I have a 15-month old daughter who has always been a light sleeper, but about three months ago decided it would be 'fun' to stop sleeping through the night and sit in her crib awake for hours (often between ~2am - 4am). She TRIES to go back to sleep and rarely is fussy, but just can't seem to get herself to sleep.

Background:
At about 13 months she stopped sleeping at her afternoon nap and would only sleep during her morning nap. We rolled with this for a while, but eventually decided to move her to 1 nap/day, slowly moving her morning nap to about 12:30pm. She usually sleeps <2 hrs at this time.
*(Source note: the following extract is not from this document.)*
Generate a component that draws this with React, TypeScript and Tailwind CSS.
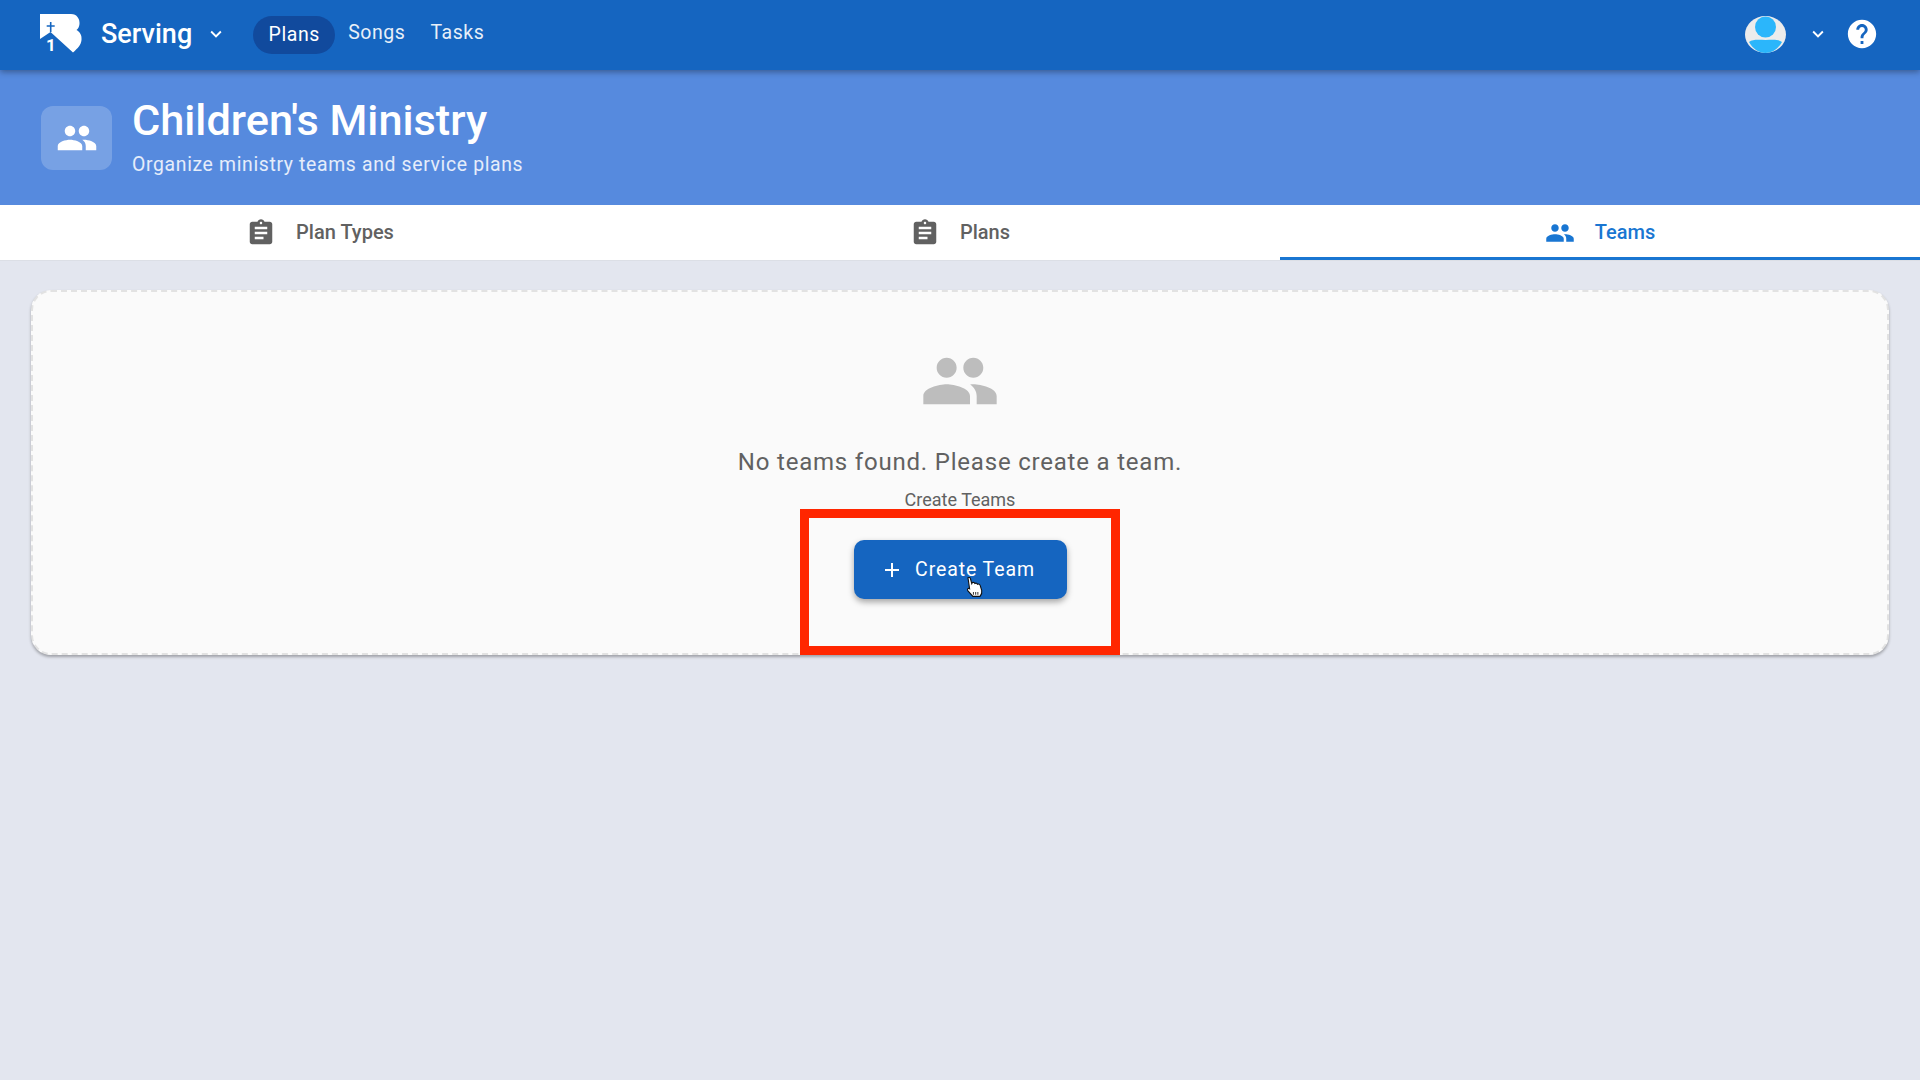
import { MdAdd, MdAssignment, MdExpandMore, MdHelp, MdPeople } from "react-icons/md";

const tabs = [
  { label: "Plan Types", icon: MdAssignment, active: false },
  { label: "Plans", icon: MdAssignment, active: false },
  { label: "Teams", icon: MdPeople, active: true },
];

function Logo() {
  return (
    <svg viewBox="0 0 42 40" className="h-[40px] w-[42px] overflow-visible">
      <path
        d="M0 0H31C37 0 40 5 39.5 10C39.2 13 38 15 36.5 16C40 18 42 21 41.5 26C41 31 38 34 33 38.5L10.5 18L0 25Z"
        fill="#ffffff"
      />
      <path d="M10.7 8V18M6.7 12H14.7" stroke="#1565c0" strokeWidth="1.6" fill="none" />
      <text x="6" y="37" fill="#ffffff" fontSize="17" fontWeight="700" fontFamily="Roboto, sans-serif">
        1
      </text>
    </svg>
  );
}

function Avatar() {
  return (
    <svg viewBox="0 0 41 37" className="h-[37px] w-[41px]">
      <ellipse cx="20.5" cy="18.5" rx="20.5" ry="18.5" fill="#ececec" />
      <circle cx="20.5" cy="11" r="10.5" fill="#2bb6fb" />
      <path d="M4 26C8 23 14 24 20.5 24C27 24 33 23 37 26C33 33 27 37 20.5 37C14 37 8 33 4 26Z" fill="#2bb6fb" />
    </svg>
  );
}

function HandCursor() {
  return (
    <svg viewBox="0 0 18 20" className="absolute top-[36px] left-[110px] h-[22px] w-[20px]">
      <path
        d="M3.5 1.5C4.5 1 5.5 1.5 5.8 2.5L7 7L7.5 6C8.5 5.5 9.5 6 9.8 6.8C10.8 6.2 11.8 6.6 12.1 7.5C13.2 7 14.3 7.6 14.6 8.6L16 13C16.4 15 15.8 17 14.5 18.5H8L3.5 13.5C2.8 12.5 3 11.4 4 11.2L5 11.6Z"
        fill="#ffffff"
        stroke="#111111"
        strokeWidth="1"
      />
      <path d="M8.5 14.5V17M10.5 14.5V17M12.5 14.5V17" stroke="#444444" strokeWidth="1" />
    </svg>
  );
}

export default function App() {
  return (
    <div className="min-h-[1080px] bg-[#e3e6ef] font-['Roboto',sans-serif]">
      <header className="relative z-10 flex h-[70px] items-center bg-[#1565c0] pr-[41px] pl-[40px] shadow-[0_2px_6px_rgba(0,0,0,0.35)]">
        <div className="-mt-[2px] flex items-center">
          <Logo />
          <span className="ml-[19px] text-[27px] font-medium text-white">Serving</span>
          <MdExpandMore className="ml-[13px] text-[22px] text-white" />
        </div>
        <nav className="ml-[26px] flex items-center text-[19.5px] tracking-[0.55px] text-white">
          <span className="flex h-[38px] w-[82px] items-center justify-center rounded-full bg-[#114a9d]">Plans</span>
          <span className="-mt-[5px] ml-[13px] opacity-90">Songs</span>
          <span className="-mt-[5px] ml-[25px] opacity-90">Tasks</span>
        </nav>
        <div className="-mt-[2px] ml-auto flex items-center">
          <Avatar />
          <MdExpandMore className="ml-[21px] text-[22px] text-white" />
          <MdHelp className="ml-[16px] text-[34px] text-white" />
        </div>
      </header>

      <section className="flex h-[135px] items-center gap-[20px] bg-[#568ade] pl-[41px]">
        <div className="flex h-[64px] w-[71px] items-center justify-center rounded-[12px] bg-white/20">
          <MdPeople className="text-[42px] text-white" />
        </div>
        <div>
          <h1 className="-mt-[1px] text-[43.3px] leading-[48px] font-medium text-white">Children's Ministry</h1>
          <p className="mt-[7px] text-[19.4px] leading-[26px] tracking-[0.65px] text-white/85">
            Organize ministry teams and service plans
          </p>
        </div>
      </section>

      <div className="grid h-[56px] grid-cols-3 border-b border-[#dcdfe6] bg-white">
        {tabs.map((tab) => (
          <div
            key={tab.label}
            className={
              tab.active
                ? "flex items-center justify-center gap-[20px] border-y-[3px] border-t-transparent border-b-[#1976d2] text-[#1976d2]"
                : "flex items-center justify-center gap-[20px] border-y-[3px] border-transparent text-[#616161]"
            }
          >
            <tab.icon className="text-[30px]" />
            <span className="-mt-[1px] text-[20px] font-medium">{tab.label}</span>
          </div>
        ))}
      </div>

      <main className="px-[31px] pt-[29px]">
        <div className="flex h-[365px] flex-col items-center rounded-[20px] border-2 border-dashed border-[#e2e2e2] bg-[#fafafa] pt-[49px] shadow-[0_2px_3px_rgba(0,0,0,0.3)]">
          <MdPeople className="shrink-0 text-[80px] text-[#bdbdbd]" />
          <p className="mt-[25px] text-[24px] leading-[32px] tracking-[0.8px] text-[#616161]">
            No teams found. Please create a team.
          </p>
          <p className="mt-[12px] text-[18px] leading-[20px] text-[#616161]">Create Teams</p>
          <div className="-mt-[1px] h-[146px] w-[320px] shrink-0 border-[9px] border-[#ff2600] pt-[22px]">
            <button className="relative mx-auto flex h-[59px] w-[213px] items-center justify-center gap-[11px] rounded-[10px] bg-[#1565c0] pr-[5px] text-[19.5px] tracking-[0.9px] text-white shadow-[0_3px_6px_rgba(0,0,0,0.35)]">
              <MdAdd className="text-[24px]" />
              Create Team
              <HandCursor />
            </button>
          </div>
        </div>
      </main>
    </div>
  );
}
Her bedtime was 7:30pm.

When she started waking at night we tried inching her bed time earlier and have recently been putting her down at 6:30pm, since that is the usual approach when babies are sleep deprived (ie, the theory is they don't sleep because they are so sleep deprived). For a long time, we attributed it to teething, but she still wasn't sleeping with Tylenol or Motrin.

We have always been vigilant about good sleep hygiene. We always put her down awake so she learns to put herself to sleep. When she is up at night, we never go in the room, unless she throws out all of her pacifiers and realizes she doesn't have any left in her crib (NOTE: She only get's her paci's at nap/bed time).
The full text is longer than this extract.